Fun

You have to get your fun where you can, and at the moment fun options are limited.

My new keyboard has arrived and it lights up in rainbow colours, it’s a veritable disco of a keyboard. The colours match with my screensaver of Cornflake walking through a graffitied tunnel along the canal at Camden. I’m sure that I would have enjoyed it under any circumstance but probably not this much.

Cornflake is not a handyman, he won’t mind me saying as it is an undeniable truth. Thankfully I am a bit handy. There was drama and angst earlier as he started poking about under the kitchen sink because water wouldn’t drain away. I was filled with trepidation. I remembered that my mother would unblock the sink with soda crystals and boiling water. We have no soda crystals but we do have boxes of dishwasher tabs.
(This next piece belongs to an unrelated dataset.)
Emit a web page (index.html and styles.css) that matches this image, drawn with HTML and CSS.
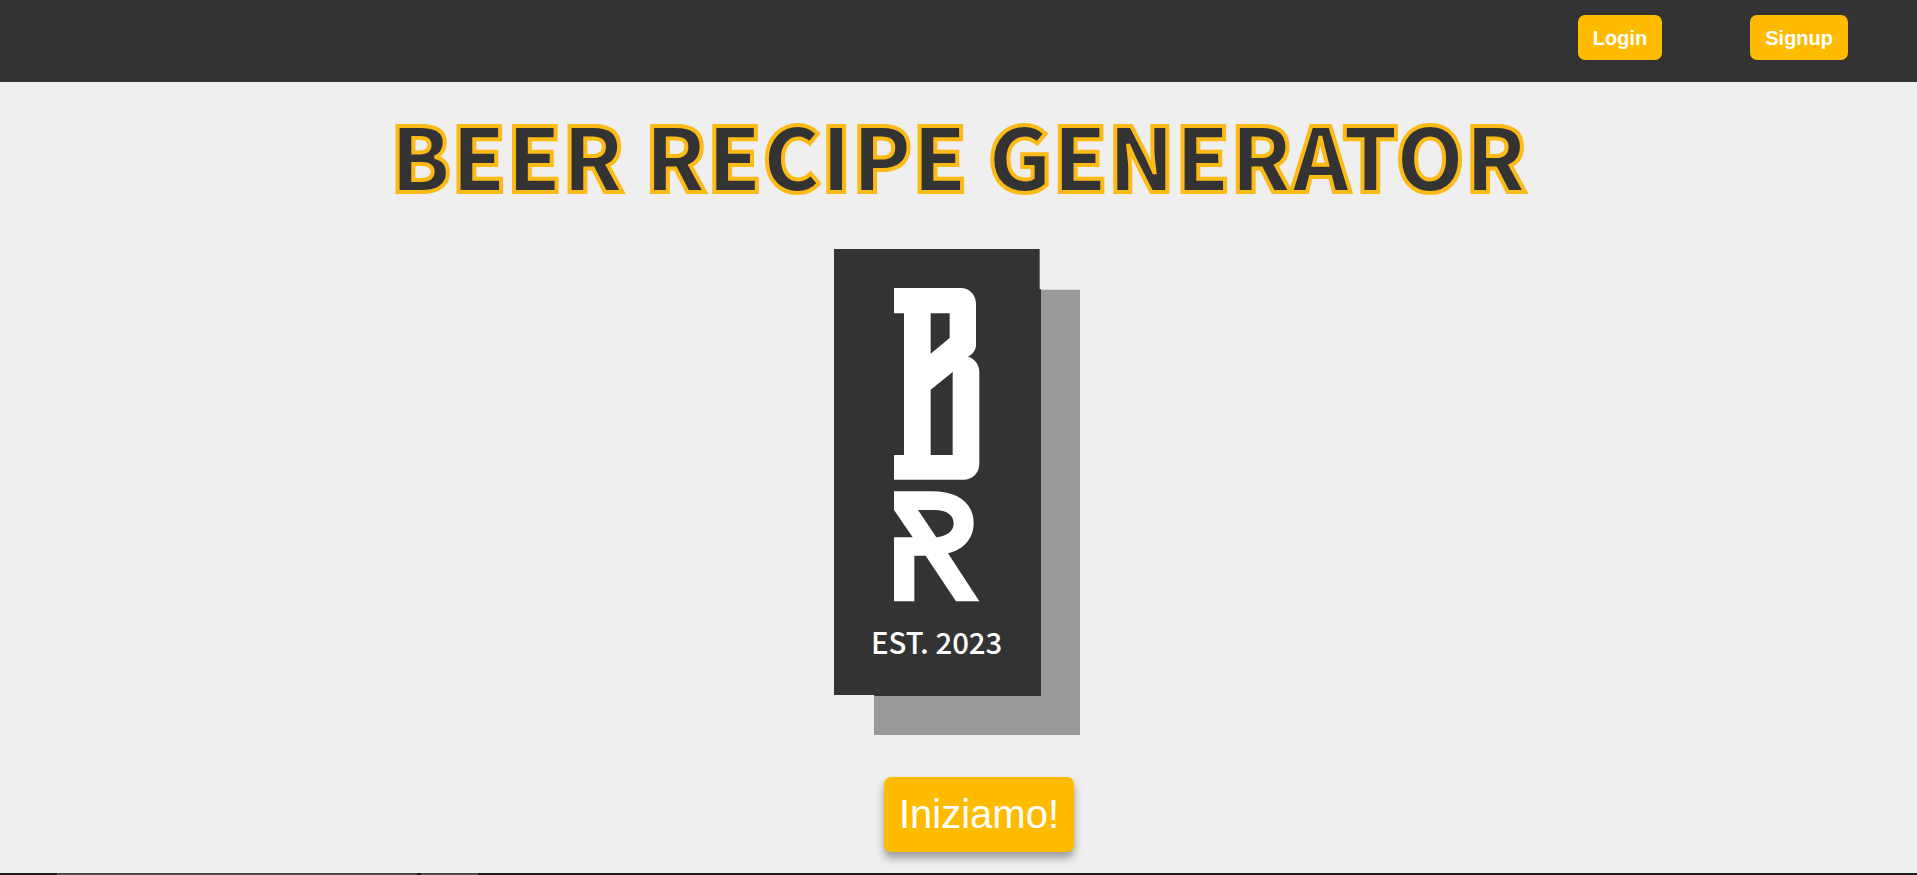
FILE: index.html
```html
<!DOCTYPE html>
<html lang="it">
<head>
<meta charset="utf-8">
<meta name="viewport" content="width=device-width, initial-scale=1">
<title>Beer Recipe Generator</title>
<link rel="stylesheet" href="styles.css">
</head>
<body>
<header class="topbar">
  <button class="btn" type="button">Login</button>
  <button class="btn" type="button">Signup</button>
</header>
<main class="hero">
  <h1 class="title">BEER RECIPE GENERATOR</h1>
  <svg class="logo" viewBox="0 0 738 1458" role="img" aria-label="Logo">
    <path class="logo-shadow" d="M120 122H738V1458H120Z"/>
    <path class="logo-panel" d="M0 0H617V121H621V1341H121V1338H0Z"/>
    <path class="logo-mark" fill-rule="evenodd" d="M180 117H380C408 117 426 139 426 164V289C426 303 415 318 402 323C422 328 436 347 436 369V644C436 672 415 692 388 692H180V618H210V193H180ZM290 193H347V267L290 314ZM290 422L356 369V618H290Z"/>
    <path class="logo-mark" fill-rule="evenodd" d="M180 727H293C372 727 419 762 419 823C419 868 390 902 342 913L436 1057H366L275 920H241V1057H180V865H236L180 783ZM252 783H303C338 783 359 799 359 823C359 848 338 862 307 865Z"/>
    <text class="logo-text" x="308" y="1216">EST. 2023</text>
  </svg>
  <button class="btn btn-start" type="button">Iniziamo!</button>
</main>
<footer class="strip"></footer>
</body>
</html>
```

FILE: styles.css
```css
* {
  box-sizing: border-box;
}

body {
  margin: 0;
  min-height: 100vh;
  display: flex;
  flex-direction: column;
  background: #efefef;
  font-family: "Liberation Sans", Arial, sans-serif;
}

.topbar {
  display: flex;
  justify-content: flex-end;
  gap: 88px;
  padding: 15px 69px 22px;
  background: #333333;
}

.btn {
  border: 0;
  border-radius: 7px;
  padding: 12px 15px 10px;
  background: #ffbb00;
  color: #ffffff;
  font: bold 20px/23px "Liberation Sans", Arial, sans-serif;
  cursor: pointer;
}

.hero {
  flex: 1;
  display: flex;
  flex-direction: column;
  align-items: center;
  padding: 12px 16px 21px;
}

.title {
  margin: 0 0 35px;
  color: #333333;
  font: 900 88px/120px "Noto Sans CJK JP", "Liberation Sans", sans-serif;
  text-align: center;
  -webkit-text-stroke: 4px #fbba16;
}

.logo {
  display: block;
  width: 246px;
  margin-right: 3px;
}

.logo-shadow {
  fill: #999999;
}

.logo-panel {
  fill: #333333;
}

.logo-mark {
  fill: #ffffff;
}

.logo-text {
  fill: #ffffff;
  font: 500 88px "Noto Sans CJK JP", "Liberation Sans", sans-serif;
  text-anchor: middle;
}

.btn-start {
  margin: 42px 0 0 41px;
  padding: 15px;
  font-size: 40px;
  font-weight: normal;
  line-height: 45px;
  box-shadow: 0 6px 8px rgba(0, 0, 0, 0.35);
}

.strip {
  height: 2px;
  background: linear-gradient(90deg, #1c171a 57px, #4a4a4a 57px 417px, #1c171a 417px 421px, #4a4a4a 421px 478px, #1c1b1a 478px);
}
```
I stepped away from my computer, unwrapped a load of tabs, crushed them a bit and poured boiling water on them. It took only minutes for the very satisfying burble of the blockage clearing. This incident was possibly even more exciting than the arrival of the groovy keyboard.
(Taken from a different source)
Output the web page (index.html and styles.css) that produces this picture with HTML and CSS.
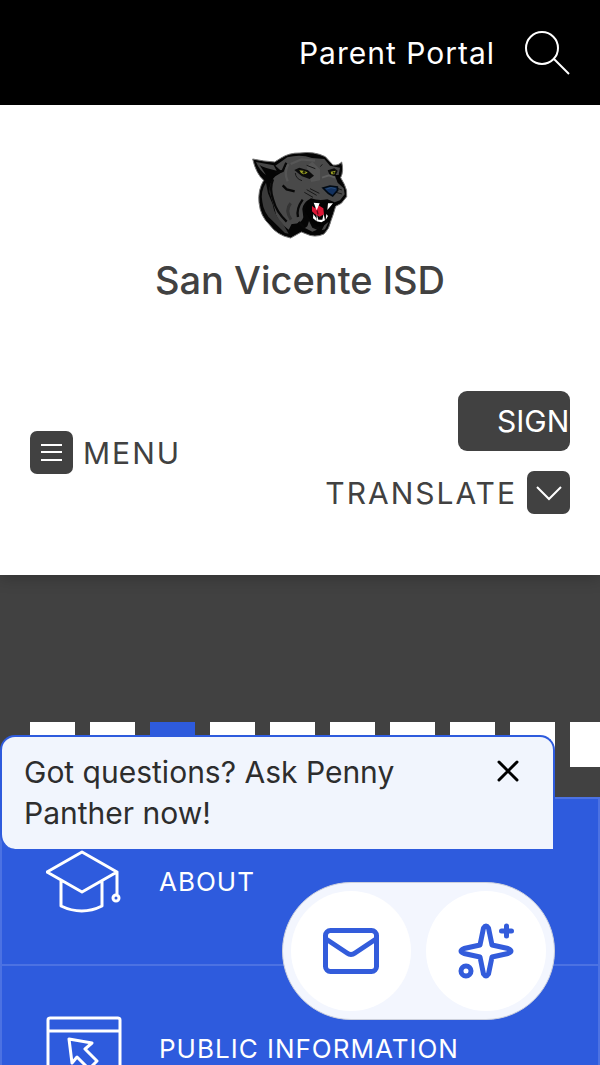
FILE: index.html
```html
<!DOCTYPE html>
<html lang="en">
<head>
<meta charset="utf-8">
<meta name="viewport" content="width=device-width, initial-scale=1">
<title>San Vicente ISD</title>
<link rel="stylesheet" href="styles.css">
</head>
<body>
<div class="page">
  <nav class="topbar" aria-label="Quick links">
    <a class="portal" href="#portal">Parent Portal</a>
    <button class="plain search" type="button" aria-label="Search">
      <svg width="45" height="44" viewBox="0 0 45 44" fill="none" stroke="#fff" stroke-width="2"><circle cx="17" cy="17" r="16"/><path d="m29 28 15 15"/></svg>
    </button>
  </nav>

  <header class="header">
    <a class="brand" href="#home">
      <svg class="logo" viewBox="36 30 288 270" aria-hidden="true">
        <path d="M38 57Q70 64 104 66L123 54Q148 38 180 39Q221 33 256 50L279 75Q296 77 305 66Q312 93 302 113L313 133Q323 152 320 170L304 190 287 199Q280 224 273 242Q268 267 252 282Q224 295 197 281L184 276 152 294Q111 286 89 255Q61 229 57 188Q53 151 71 121Q48 101 38 57Z" fill="#050505" stroke="#777" stroke-width="3"/>
        <path d="M48 66 101 76 110 92 79 84Q65 79 59 75L78 105Q59 92 48 66Z" fill="#464646"/>
        <path d="M106 77 142 52Q182 42 216 54L253 57 270 77 300 83 296 105 284 105 293 128 311 145 314 163 300 181 284 187 262 178Q235 183 213 175Q189 188 187 207L190 232Q185 253 155 252L146 269Q108 243 104 207L89 157Q87 126 106 109L127 96Z" fill="#494949"/>
        <path d="M78 128Q61 153 67 185Q71 219 96 241L135 279 146 281 129 252Q103 226 98 193L84 160Z" fill="#3a3a3a"/>
        <path d="M99 118Q87 146 100 181 109 216 140 245M106 98 128 93 139 68M128 136 140 148 164 154M188 179Q168 207 174 231M176 246 194 264 237 264" fill="none" stroke="#080808" stroke-width="7"/>
        <path d="M152 190Q134 211 153 239" fill="none" stroke="#343434" stroke-width="9"/>
        <path d="M145 72Q131 98 143 124M152 72 184 58 225 62" fill="none" stroke="#565656" stroke-width="7"/>
        <path d="M200 78 217 65 240 88 240 121 214 126 207 109Z" fill="#555"/>
        <path d="M163 90 178 83 204 91 222 107 209 117 186 109Z" fill="#0b0b0b"/>
        <path d="M178 91Q190 91 203 97 199 103 190 103 182 101 178 91Z" fill="#9ba026"/><circle cx="192" cy="97" r="4" fill="#202408"/>
        <path d="M263 91 283 85 293 92 286 108 270 107Z" fill="#0b0b0b"/>
        <path d="M272 95 287 92 283 103 274 103Z" fill="#9ba026"/><circle cx="281" cy="98" r="3" fill="#202408"/>
        <path d="M166 99Q167 116 186 122M200 76 226 86M241 80 247 73M200 149 230 166M193 157 219 172M210 146 238 160M292 145 306 150M288 157 306 162" fill="none" stroke="#181818" stroke-width="3"/>
        <path d="M246 113 267 106 285 113" fill="none" stroke="#606060" stroke-width="6"/>
        <path d="M249 144 270 138 292 141 293 151 278 168 265 160Z" fill="#12315f" stroke="#020a13" stroke-width="5"/>
        <path d="m259 147 14-4 14 3" fill="none" stroke="#365b84" stroke-width="2"/>
        <path d="M203 184Q229 191 252 185L276 187 284 191 269 231 263 251Q244 264 221 252L195 215Z" fill="#030303"/>
        <path d="M216 198 225 205 234 195 250 205 252 223 239 230 225 223 216 214Z" fill="#dd1736"/>
        <path d="M231 211 234 223" fill="none" stroke="#650719" stroke-width="4"/>
        <path d="M221 188 239 190 230 211ZM264 190 279 190 262 210ZM220 222 229 235 229 243 219 235ZM230 223 235 239 247 239 251 222 255 241 244 247 230 244ZM259 222 264 228 257 240Z" fill="#fff"/>
        <path d="M207 243 217 263 231 269 217 275 195 264 202 259ZM266 245 255 268 245 271 253 256Z" fill="#494949"/>
      </svg>
      <span class="brand-name">San Vicente ISD</span>
    </a>
    <div class="controls">
      <button class="plain control" type="button">
        <span class="tile-icon"><svg width="21" height="19" viewBox="0 0 21 19" stroke="#fff" stroke-width="2"><path d="M0 2h21M0 9h21M0 17h21"/></svg></span>
        <span>MENU</span>
      </button>
      <div class="account">
        <button class="signin" type="button">SIGN</button>
        <button class="plain control" type="button">
          <span>TRANSLATE</span>
          <span class="tile-icon"><svg width="26" height="16" viewBox="0 0 26 16" fill="none" stroke="#fff" stroke-width="2"><path d="m1 2 12 12L25 2"/></svg></span>
        </button>
      </div>
    </div>
  </header>

  <main>
    <section class="hero" aria-label="Gallery">
      <div class="slides">
        <button class="slide" type="button" aria-label="Slide 1"></button>
        <button class="slide" type="button" aria-label="Slide 2"></button>
        <button class="slide current" type="button" aria-label="Slide 3"></button>
        <button class="slide" type="button" aria-label="Slide 4"></button>
        <button class="slide" type="button" aria-label="Slide 5"></button>
        <button class="slide" type="button" aria-label="Slide 6"></button>
        <button class="slide" type="button" aria-label="Slide 7"></button>
        <button class="slide" type="button" aria-label="Slide 8"></button>
        <button class="slide" type="button" aria-label="Slide 9"></button>
        <button class="slide" type="button" aria-label="Slide 10"></button>
      </div>
    </section>
    <nav class="links" aria-label="Site sections">
      <a class="link" href="#about">
        <svg width="76" height="76" viewBox="0 0 76 76" fill="none" stroke="#fff" stroke-width="3" stroke-linejoin="round"><path d="M36 8 71 28 36 48 1 28ZM15 37V62Q36 72 56 62V37M71 28V50"/><circle cx="70" cy="54" r="3"/></svg>
        <span>ABOUT</span>
      </a>
      <a class="link" href="#public-information">
        <svg width="76" height="76" viewBox="0 0 76 76" fill="none" stroke="#fff" stroke-width="3" stroke-linejoin="round"><rect x="2" y="7" width="72" height="62" rx="2"/><path d="M2 20h72M23 28 46 32 39 38 51 50 43 58 31 46 26 52Z"/></svg>
        <span>PUBLIC INFORMATION</span>
      </a>
    </nav>
  </main>

  <aside class="prompt" aria-label="Chat invitation">
    <p class="prompt-text">Got questions? Ask Penny Panther now!</p>
    <button class="plain close" type="button" aria-label="Close">
      <svg width="22" height="22" viewBox="0 0 22 22" stroke="#000" stroke-width="3" stroke-linecap="round"><path d="m2 2 18 18M20 2 2 20"/></svg>
    </button>
  </aside>
  <div class="dock">
    <button class="plain round" type="button" aria-label="Send a message">
      <svg width="56" height="46" viewBox="0 0 56 46" fill="none" stroke="#335cdb" stroke-width="5" stroke-linejoin="round"><rect x="2.500" y="2.500" width="51" height="41" rx="5"/><path d="m3 11 21 14q4 3 8 0l21-14"/></svg>
    </button>
    <button class="plain round" type="button" aria-label="Ask the assistant">
      <svg width="56" height="56" viewBox="0 0 56 56" fill="none" stroke="#335cdb" stroke-width="5" stroke-linecap="round" stroke-linejoin="round"><path d="M25.500 5Q28 1 30.500 5L34 22 50 25.500Q56 28 50 30.500L34 34 30.500 51Q28 55 25.500 51L22 34 6 30.500Q0 28 6 25.500L22 22Z"/><path d="M48.500 3v10M43.500 8h10"/><circle cx="8" cy="48" r="5"/></svg>
    </button>
  </div>
</div>
</body>
</html>
```

FILE: styles.css
```css
* { box-sizing: border-box; }
body { margin: 0; font-family: Inter, "Liberation Sans", sans-serif; color: #414141; }
a { color: inherit; text-decoration: none; }
button { font: inherit; color: inherit; cursor: pointer; }
svg { display: block; flex: none; }
.page { position: relative; height: 100vh; overflow: hidden; }
.plain { padding: 0; border: 0; background: none; }

.topbar { display: flex; justify-content: flex-end; align-items: center; gap: 30px; height: 105px; padding: 0 30px; background: #000; color: #fff; }
.portal { font-size: 30px; line-height: 40px; letter-spacing: 1px; }

.header { position: relative; height: 470px; padding: 45px 30px 61px; background: #fff; box-shadow: 0 2px 15px rgba(0, 0, 0, .25); display: flex; flex-direction: column; justify-content: space-between; }
.brand { display: flex; flex-direction: column; align-items: center; gap: 15px; }
.logo { width: 96px; height: 90px; }
.brand-name { font-size: 38px; line-height: 50px; font-weight: 500; }
.controls { display: flex; justify-content: space-between; align-items: center; }
.control { display: flex; align-items: center; gap: 10px; font-size: 30px; line-height: 40px; letter-spacing: 2px; }
.tile-icon { display: grid; place-items: center; width: 43px; height: 43px; border-radius: 7px; background: #414141; }
.account { display: flex; flex-direction: column; align-items: flex-end; gap: 20px; }
.signin { width: 112px; height: 60px; padding: 0 0 0 39px; border: 0; border-radius: 9px; background: #414141; color: #fff; font-size: 30px; line-height: 40px; text-align: left; overflow: hidden; white-space: nowrap; }

.hero { display: flex; align-items: flex-end; height: 222px; padding: 0 0 30px 30px; background: #414141; overflow: hidden; }
.slides { display: flex; gap: 15px; }
.slide { flex: none; width: 45px; height: 45px; padding: 0; border: 0; background: #fff; }
.current { background: #2e5bdd; }

.links { display: grid; border: 2px solid #4c72e2; background: #2e5bdd; color: #fff; }
.link { display: flex; align-items: center; gap: 37px; height: 167px; padding: 0 44px; font-size: 26px; line-height: 36px; letter-spacing: 1px; border-bottom: 2px solid #4c72e2; }

.prompt { position: absolute; left: 0; right: 45px; bottom: 216px; display: flex; align-items: flex-start; justify-content: space-between; padding: 15px 34px 15px 22px; border: 2px solid #2e5bdd; border-bottom: 0; border-radius: 15px 15px 0 15px; background: #f1f5fd; color: #2d2d2d; }
.prompt-text { margin: 0; max-width: 400px; font-size: 30px; line-height: 41px; }
.close { margin-top: 8px; }
.dock { position: absolute; right: 45px; bottom: 45px; display: flex; gap: 15px; padding: 8px; border: 1px solid #ccd0dc; border-radius: 70px; background: #f3f6fe; }
.round { display: grid; place-items: center; width: 120px; height: 120px; border-radius: 50%; background: #fff; }
```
I’ve not yet missed a day of going for my daily allowed exercise, a walk of 45 mins ish usually straight after finishing work. I know this is not enough, work at home is so sedentary. I’ve down loaded loads of free exercise classes from one of my many tv packages. I managed about 5 minutes of yoga last night, I will endeavour to do better.

Do you remember how ripped John Connor’s mum gets in the second Terminator movie? She managed that while imprisoned in a secure psychiatric hospital. Yes, alright, I know it’s just a movie, but I like to imagine I could do that. Yes, I know it’s unlikely. Really I’m aiming not to end this confinement looking like Goldie Hawn wearing a fat suit in Death Becomes Her. I like a plan.

Do you think I’m watching too many movies?

Well, like I said, you’ve got to get your fun wherever you can these days.